For many developers, November is the time of the year where they look to sharpen their skills and dedicate more of their time to outside projects. Much like the National Novel Writing Month (NaNoWriMo) initiative where writers commit to writing 50,000 words in the month of November, developers commit to writing code. A few years ago an initiative called Progvember was launched to encourage developers to create a computer program within the 30 days. Progvember seems to have died out, but in its place rose Codevember, a November challenge to get developers to code everyday.
This year, Codefresh wants to get in on the phone with a month-long do-it-from-home DevOps hackathon: Fixvember. Fixvember aims to encourage developers to contribute to open-source projects and improve their DevOps skills by focusing on building automation, adding better testing and fixing bugs.
“DevOps has gone mainstream. DevOps engineers are now one of the highest paid types of engineers. By highlighting DevOps and its importance in the engineering process, we hope to expose more engineers to these ideas and best practices. DevOps engineers can bring their expertise to open source projects and collaborate with engineers at varying skill levels,” said Dan Garfield, chief technology evangelist for Codefresh.
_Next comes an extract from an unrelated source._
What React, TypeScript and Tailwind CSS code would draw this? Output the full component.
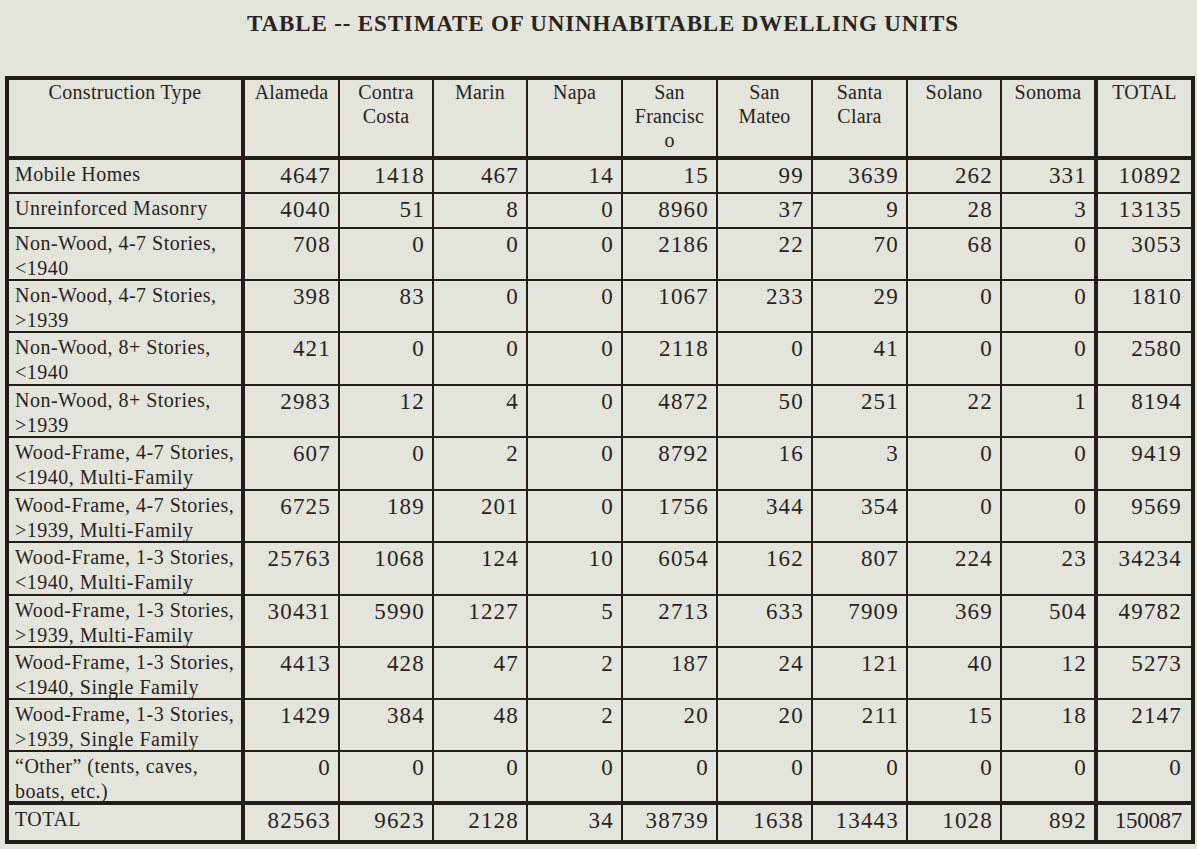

According to Garfield, the company decided to launch Fixvember after last year’s Hacktoberfest. “We thought about all these new features people added that probably didn’t come with tests. So it started as a joke that November is when you ‘fix’ all the stuff you got in October,” he said.
‘The goal of Fixvember is to get people thinking about how they use DevOps best practices in all their repos. Unit tests, integration tests, security scanning, performance testing, fuzz testing, etc, etc,” the company wrote in a blog post announcing the event.
As part of Fixvember, Codefresh will be providing free accounts with 120 builds per month, a private Docker registry, a private Helm repository, unlimited users and unlimited repos.
“Anything you add to improve DevOps will continue to pay off with more reliable and easy to use processes. For many engineers this will be the first time they get a pipeline setup and they can add to it as time goes on,” said Garfield.